◆ DATA SUPPLIED ◆
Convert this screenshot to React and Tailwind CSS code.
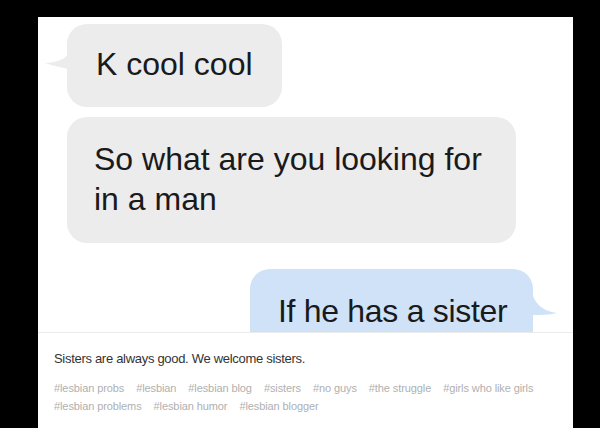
const tags = [
  '#lesbian probs',
  '#lesbian',
  '#lesbian blog',
  '#sisters',
  '#no guys',
  '#the struggle',
  '#girls who like girls',
  '#lesbian problems',
  '#lesbian humor',
  '#lesbian blogger',
];

function LeftTail() {
  return (
    <svg className="absolute left-[-24px] top-[22px]" width="28" height="28" viewBox="0 0 28 28">
      <path d="M28 0 C27 10 20 16 2 17 C10 20 18 21 28 24 Z" fill="#ececec" />
    </svg>
  );
}

function RightTail() {
  return (
    <svg className="absolute right-[-27px] top-[22px]" width="30" height="26" viewBox="0 0 30 26">
      <path d="M2 0 C3 9 10 20 27 22 C19 24 10 24 2 24 Z" fill="#cfe2f7" />
    </svg>
  );
}

export default function App() {
  return (
    <div className="w-[600px] h-[428px] bg-black pt-[17px] pl-[38px] overflow-hidden">
      <div className="w-[535px] h-[411px] bg-white" style={{ fontFamily: '"Liberation Sans", Arial, sans-serif' }}>
        {/* screenshot of the chat */}
        <div className="h-[316px] overflow-hidden border-b border-[#ebebeb] text-[32px] leading-[40px] text-[#1a1a1a]">
          <div className="relative ml-[29px] mt-[7px] w-[215px] rounded-[20px] bg-[#ececec] pl-[29px] pt-[20px] pb-[23px]">
            <LeftTail />
            K cool cool
          </div>
          <div className="ml-[29px] mt-[10px] w-[449px] rounded-[20px] bg-[#ececec] pl-[27px] pt-[22px] pb-[24px]">
            So what are you looking for
            <br />
            in a man
          </div>
          <div className="relative ml-[212px] mt-[26px] w-[283px] rounded-t-[20px] bg-[#cfe2f7] pl-[28px] pt-[22px] pb-[24px] tracking-[-0.3px]">
            <RightTail />
            If he has a sister
          </div>
        </div>

        {/* caption */}
        <div className="px-[16px] pt-[16px]">
          <p className="text-[13px] leading-[20px] tracking-[-0.3px] text-[#333333]">Sisters are always good. We welcome sisters.</p>
          <div className="mt-[10px] flex flex-wrap gap-x-[12px] text-[11px] leading-[18px] tracking-[-0.1px] text-[#b0b0b0]">
            {tags.map((t) => (
              <span key={t}>{t}</span>
            ))}
          </div>
        </div>
      </div>
    </div>
  );
}
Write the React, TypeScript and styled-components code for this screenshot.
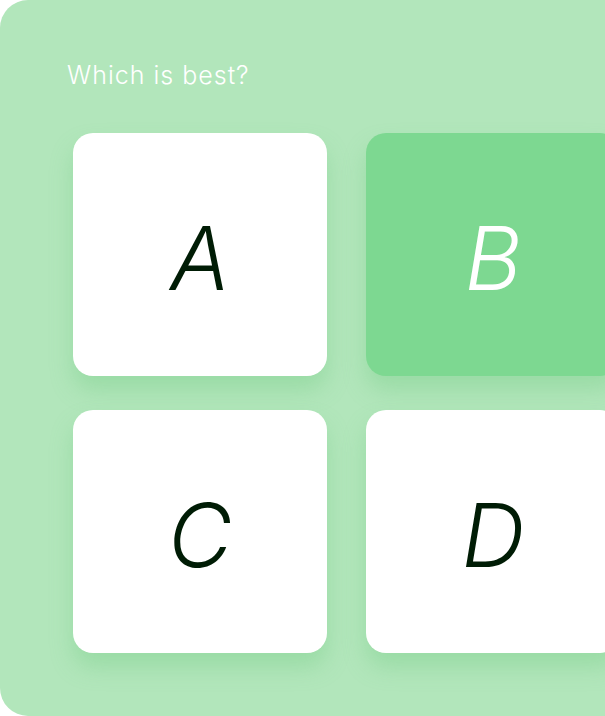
import styled, { createGlobalStyle } from "styled-components";

const GlobalStyle = createGlobalStyle`
    html, body {
        margin: 0;
        padding: 0;
        background: #ffffff;
    }
    body {
        font-family: Inter, "Noto Sans", sans-serif;
    }
`;

type Choice = {
    letter: string;
    selected?: boolean;
}

const choices: Choice[] = [
    { letter: "A" },
    { letter: "B", selected: true },
    { letter: "C" },
    { letter: "D" },
];

const Viewport = styled.div`
    width: 605px;
    height: 716px;
    overflow: hidden;
`;

const Panel = styled.div`
    box-sizing: border-box;
    width: 693px;
    height: 716px;
    background: #b2e6bb;
    border-radius: 28px 0 0 28px;
    padding: 60px 73px 0 73px;
`;

const Title = styled.h2`
    margin: 0 0 43px -6px;
    font-size: 25px;
    line-height: 30px;
    font-weight: 300;
    color: #ffffff;
    letter-spacing: 1px;
`;

const Grid = styled.div`
    display: grid;
    grid-template-columns: 254px 254px;
    grid-auto-rows: 243px;
    column-gap: 39px;
    row-gap: 34px;
`;

const Card = styled.div<{ $selected?: boolean }>`
    display: flex;
    align-items: center;
    justify-content: center;
    padding-top: 6px;
    box-sizing: border-box;
    border-radius: 20px;
    background: ${(p) => (p.$selected ? "#7dd891" : "#ffffff")};
    color: ${(p) => (p.$selected ? "#ffffff" : "#001c05")};
    box-shadow: 0 14px 22px rgba(110, 200, 125, 0.35);
    font-size: 88px;
    font-style: italic;
    font-weight: 300;
    line-height: 1;
`;

const App = () => {
    return (
        <>
            <GlobalStyle />
            <Viewport>
                <Panel>
                    <Title>Which is best?</Title>
                    <Grid>
                        {choices.map((c) => (
                            <Card key={c.letter} $selected={c.selected}>
                                {c.letter}
                            </Card>
                        ))}
                    </Grid>
                </Panel>
            </Viewport>
        </>
    );
};

export default App;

◆ YOUR GOAL ◆
The pictures in the entries should be left out; output everything else exactly.

◆ RESULT OF THE TASK ◆
Convert this screenshot to React and Tailwind CSS code.
const tags = [
  '#lesbian probs',
  '#lesbian',
  '#lesbian blog',
  '#sisters',
  '#no guys',
  '#the struggle',
  '#girls who like girls',
  '#lesbian problems',
  '#lesbian humor',
  '#lesbian blogger',
];

function LeftTail() {
  return (
    <svg className="absolute left-[-24px] top-[22px]" width="28" height="28" viewBox="0 0 28 28">
      <path d="M28 0 C27 10 20 16 2 17 C10 20 18 21 28 24 Z" fill="#ececec" />
    </svg>
  );
}

function RightTail() {
  return (
    <svg className="absolute right-[-27px] top-[22px]" width="30" height="26" viewBox="0 0 30 26">
      <path d="M2 0 C3 9 10 20 27 22 C19 24 10 24 2 24 Z" fill="#cfe2f7" />
    </svg>
  );
}

export default function App() {
  return (
    <div className="w-[600px] h-[428px] bg-black pt-[17px] pl-[38px] overflow-hidden">
      <div className="w-[535px] h-[411px] bg-white" style={{ fontFamily: '"Liberation Sans", Arial, sans-serif' }}>
        {/* screenshot of the chat */}
        <div className="h-[316px] overflow-hidden border-b border-[#ebebeb] text-[32px] leading-[40px] text-[#1a1a1a]">
          <div className="relative ml-[29px] mt-[7px] w-[215px] rounded-[20px] bg-[#ececec] pl-[29px] pt-[20px] pb-[23px]">
            <LeftTail />
            K cool cool
          </div>
          <div className="ml-[29px] mt-[10px] w-[449px] rounded-[20px] bg-[#ececec] pl-[27px] pt-[22px] pb-[24px]">
            So what are you looking for
            <br />
            in a man
          </div>
          <div className="relative ml-[212px] mt-[26px] w-[283px] rounded-t-[20px] bg-[#cfe2f7] pl-[28px] pt-[22px] pb-[24px] tracking-[-0.3px]">
            <RightTail />
            If he has a sister
          </div>
        </div>

        {/* caption */}
        <div className="px-[16px] pt-[16px]">
          <p className="text-[13px] leading-[20px] tracking-[-0.3px] text-[#333333]">Sisters are always good. We welcome sisters.</p>
          <div className="mt-[10px] flex flex-wrap gap-x-[12px] text-[11px] leading-[18px] tracking-[-0.1px] text-[#b0b0b0]">
            {tags.map((t) => (
              <span key={t}>{t}</span>
            ))}
          </div>
        </div>
      </div>
    </div>
  );
}
Write the React, TypeScript and styled-components code for this screenshot.
import styled, { createGlobalStyle } from "styled-components";

const GlobalStyle = createGlobalStyle`
    html, body {
        margin: 0;
        padding: 0;
        background: #ffffff;
    }
    body {
        font-family: Inter, "Noto Sans", sans-serif;
    }
`;

type Choice = {
    letter: string;
    selected?: boolean;
}

const choices: Choice[] = [
    { letter: "A" },
    { letter: "B", selected: true },
    { letter: "C" },
    { letter: "D" },
];

const Viewport = styled.div`
    width: 605px;
    height: 716px;
    overflow: hidden;
`;

const Panel = styled.div`
    box-sizing: border-box;
    width: 693px;
    height: 716px;
    background: #b2e6bb;
    border-radius: 28px 0 0 28px;
    padding: 60px 73px 0 73px;
`;

const Title = styled.h2`
    margin: 0 0 43px -6px;
    font-size: 25px;
    line-height: 30px;
    font-weight: 300;
    color: #ffffff;
    letter-spacing: 1px;
`;

const Grid = styled.div`
    display: grid;
    grid-template-columns: 254px 254px;
    grid-auto-rows: 243px;
    column-gap: 39px;
    row-gap: 34px;
`;

const Card = styled.div<{ $selected?: boolean }>`
    display: flex;
    align-items: center;
    justify-content: center;
    padding-top: 6px;
    box-sizing: border-box;
    border-radius: 20px;
    background: ${(p) => (p.$selected ? "#7dd891" : "#ffffff")};
    color: ${(p) => (p.$selected ? "#ffffff" : "#001c05")};
    box-shadow: 0 14px 22px rgba(110, 200, 125, 0.35);
    font-size: 88px;
    font-style: italic;
    font-weight: 300;
    line-height: 1;
`;

const App = () => {
    return (
        <>
            <GlobalStyle />
            <Viewport>
                <Panel>
                    <Title>Which is best?</Title>
                    <Grid>
                        {choices.map((c) => (
                            <Card key={c.letter} $selected={c.selected}>
                                {c.letter}
                            </Card>
                        ))}
                    </Grid>
                </Panel>
            </Viewport>
        </>
    );
};

export default App;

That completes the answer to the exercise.